Existencias marginales
«No hace falta un esfuerzo imaginativo demasiado grande para comprender que estas criaturas inocentes viven una existencia miserable»
Hace unas semanas, tras el fallecimiento del torero Pepe Luis Vázquez, apareció en los periódicos una fotografía en blanco y negro que mostraba con involuntaria sencillez el sinsentido de la tauromaquia: en primer plano, erguido con énfasis ante el tendido, el matador recibe el aplauso del público; detrás queda el toro, al que vemos sentado apaciblemente como si descansara pero que ha recibido ya —sobresale la espada clavada en su cerviz— una estocada mortal. El animal mira hacia el diestro con ojos que nos parecen melancólicos, como si se preguntara qué ha hecho él para merecer tal destino; cuando devolvemos nuestra atención al torero, su expresión victoriosa resulta poco edificante. ¿Acaso hay algo de lo que sentirse orgulloso? Por supuesto, ignoramos lo que siente el toro; podemos descartar que se haga pregunta alguna y quizá sea mejor así. Pero la ciencia natural nos ha enseñado que es capaz de experimentar dolor: si les pinchamos, ¿es que no sangran? Somos nosotros entonces quienes hemos de preguntarnos si está justificado el dolor que —entre aplausos del así llamado «respetable»— les infligimos.

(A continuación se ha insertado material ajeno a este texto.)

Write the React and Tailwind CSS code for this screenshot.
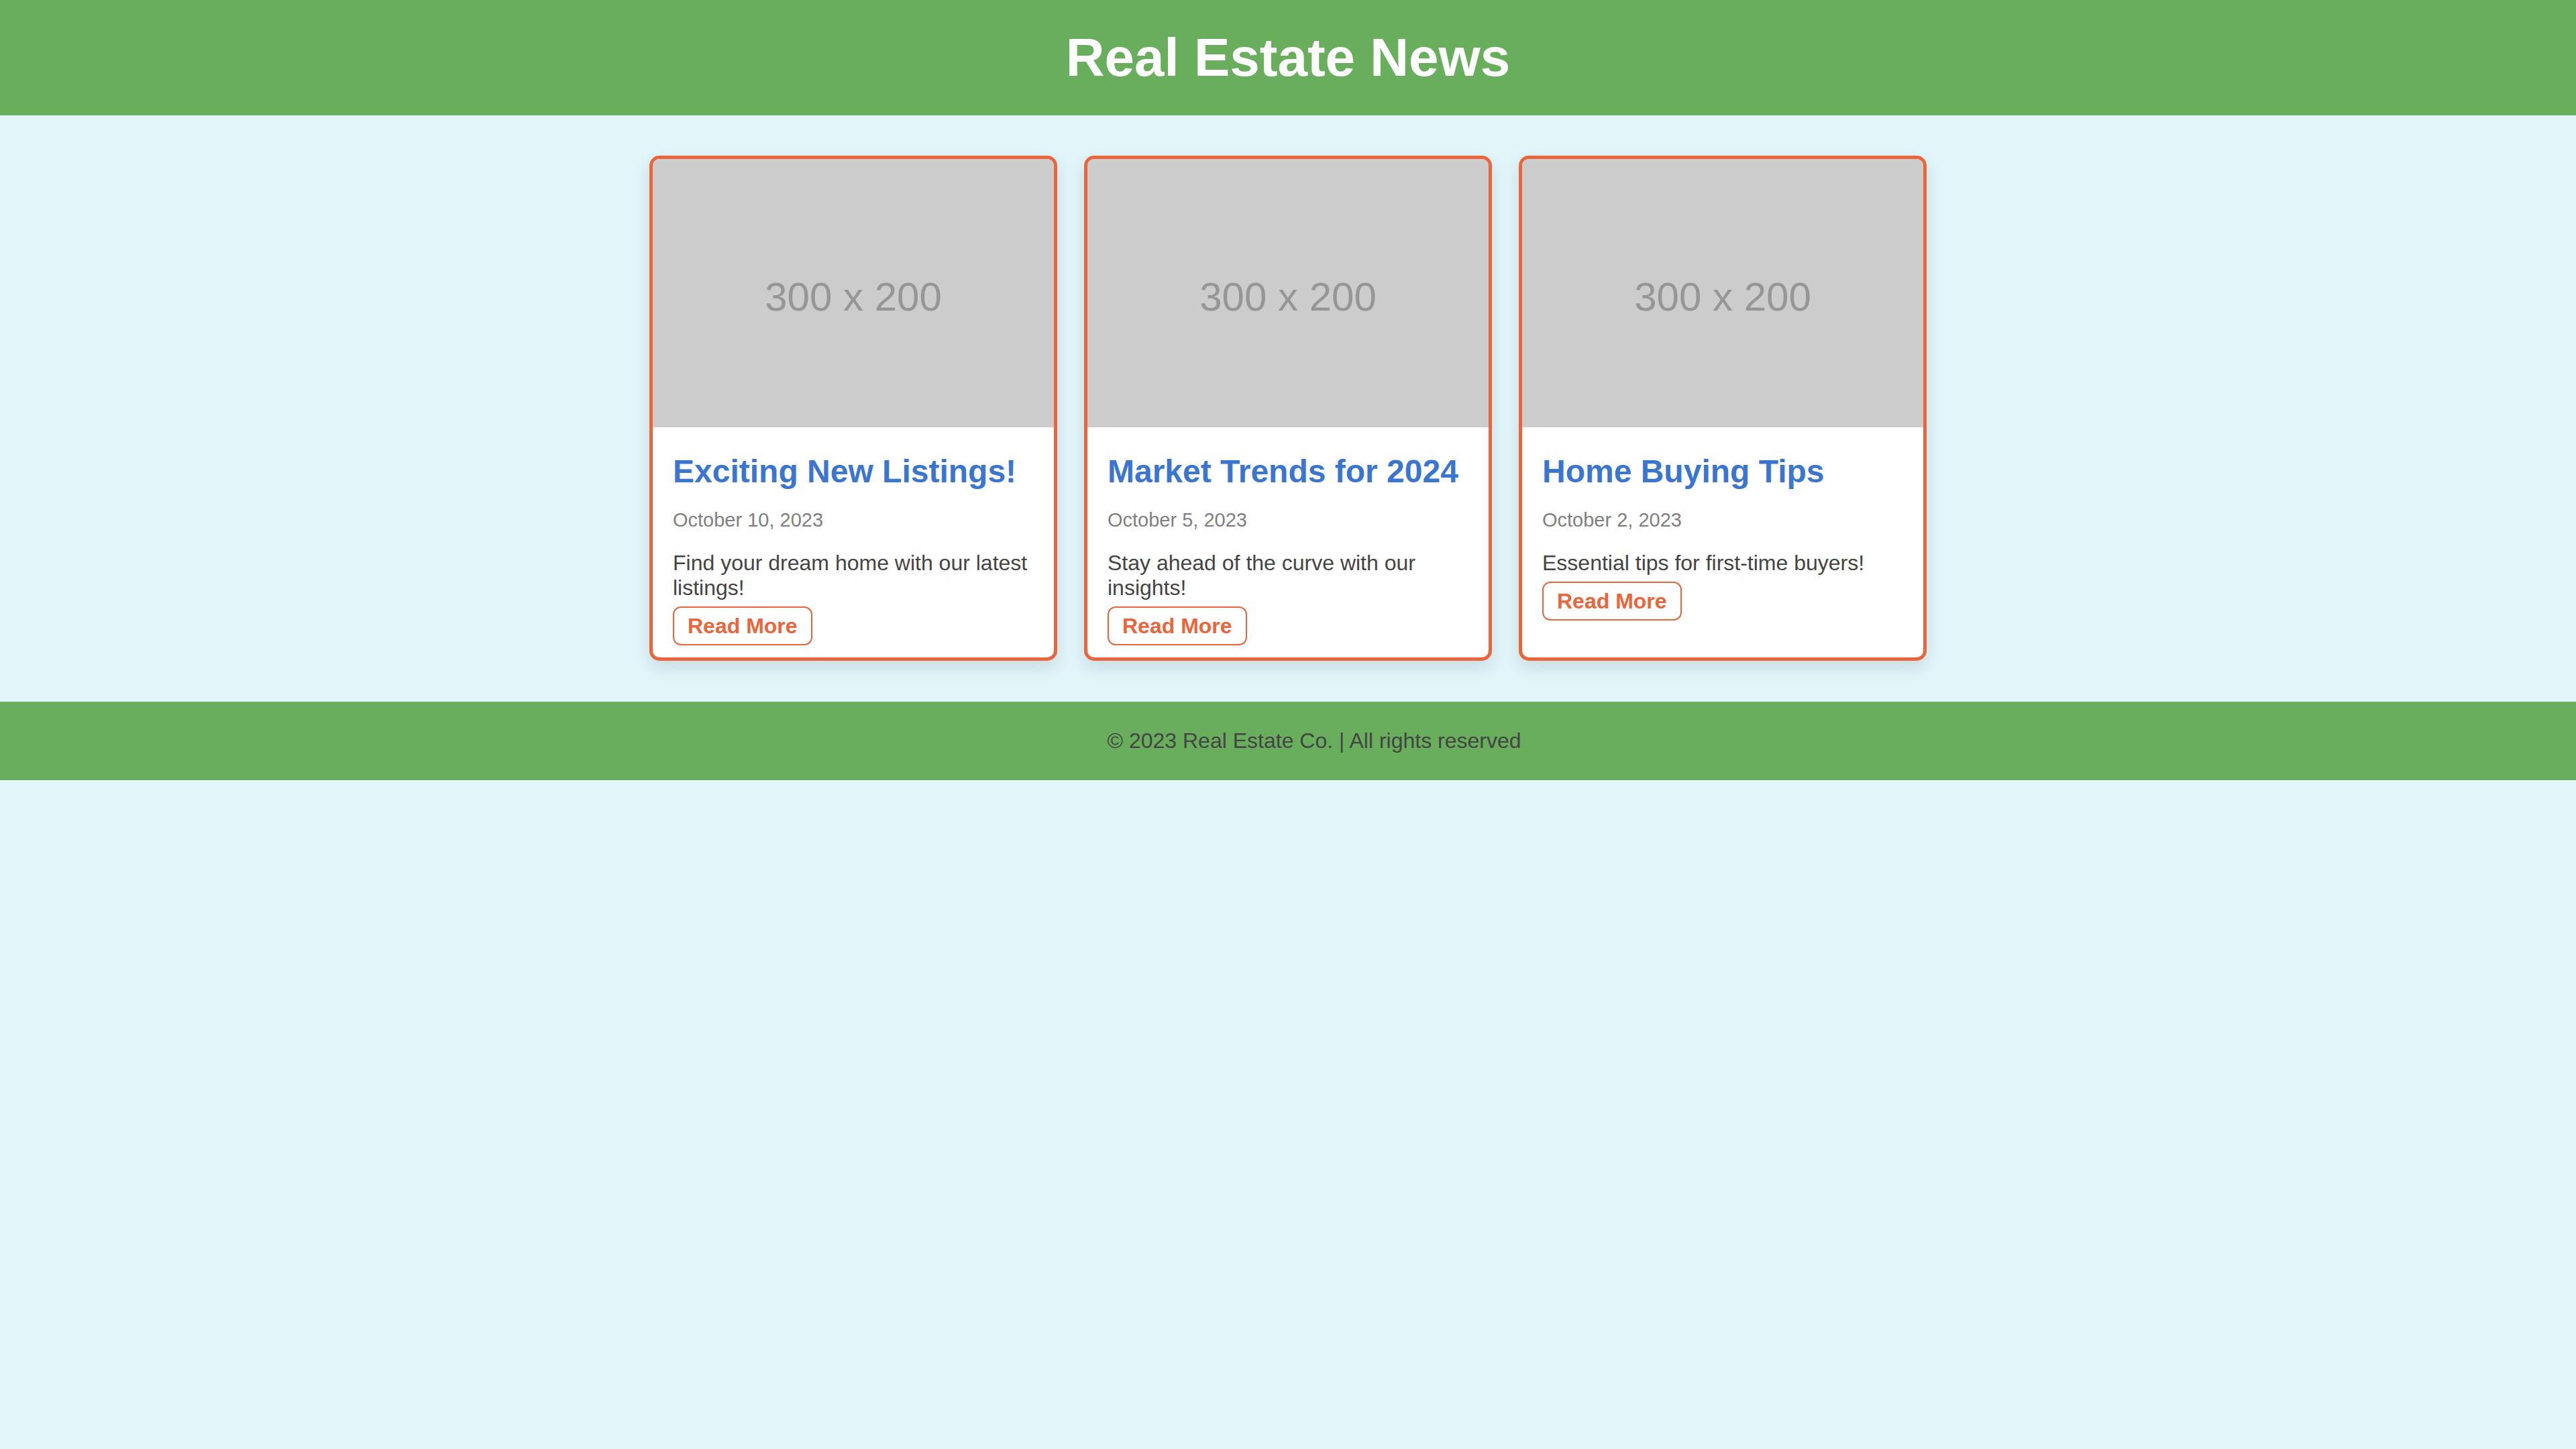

Huelga decir que el toro no es el único animal al que maltratamos de manera caprichosa en nuestro país. Sin ir más lejos, este verano ha habido cierta controversia en torno a la situación en la que malviven los célebres burro-taxis de la localidad malagueña de Mijas. Según hemos leído, un turista quiso filmar las condiciones penosas en las que estos animales aguardan turno hora tras hora y uno de los cocheros trató de impedirlo a guantazos; si la trastienda de estas actividades recreativas no se conoce, tanto mejor para quien vive de ellas. Me acordé de Baltasar, el asno de la película de Bresson, mudo sujeto paciente de la maldad humana. Pero no hace falta un esfuerzo imaginativo demasiado grande para comprender que estas criaturas inocentes viven una existencia miserable, análoga por cierto a la de esos caballos que llevan a pasear a los turistas bajo un sol de justicia mientras la mayoría de nosotros reposa bajo el aire acondicionado o se adormila bajo la sombrilla.
«Ninguna tradición merece respeto por el solo hecho de ser una tradición, sea cual sea el valor simbólico que haya atesorado»
Aunque a los ciudadanos suele importarles poco el destino de los animales que el ser humano usa para realizar sus propios fines, hay organizaciones animalistas empeñadas en mejorar sus condiciones de vida y muerte; no son pocas las iniciativas que han tratado de acabar con esta anacrónica oferta recreativa. Tanto los munícipes como los beneficiarios de las licencias protestan a voz en grito: hay que preservar las tradiciones y cultivar los símbolos locales. Pero ninguna tradición merece respeto por el solo hecho de ser una tradición, sea cual sea el valor simbólico que haya atesorado o cuánto ayude a proporcionar singularidad turística a la imagen de la localidad. Todo lo contrario: tratar a los animales con brutalidad innecesaria es uno de los puntos ciegos de la modernidad ilustrada; constituye un deber moral suprimir aquellas prácticas que producen más daño que beneficio.
Al fin y al cabo, estos nobles animales han padecido durante milenios el yugo del ser humano; sometidos a nuestro látigo han tirado de barcazas, subido escarpados montes, perecido en mil batallas. ¿No es hora de dejarlos descansar? ¿Tanto nos cuesta jubilar a los titulares de esas licencias y terminar con una actividad que no necesitamos para nada? Si bien hay problemas mucho más graves, este podría solucionarse con relativa facilidad: limitar el uso de los animales en las actividades recreativas y las fiestas populares —sin olvidarnos de las ceremonias religiosas— sería una pequeña gran victoria de la piedad colectiva. Es, por cierto, lo que uno esperaría de un gobierno de izquierda; a la derecha que celebra en redes la ingesta de cada cochinillo asado no se le puede pedir que aborde estos asuntos. Y es verdad que este humilde reformismo no nos impediría seguir sacrificando miles de millones de animales para el consumo humano. Pero algo es algo y menos es nada.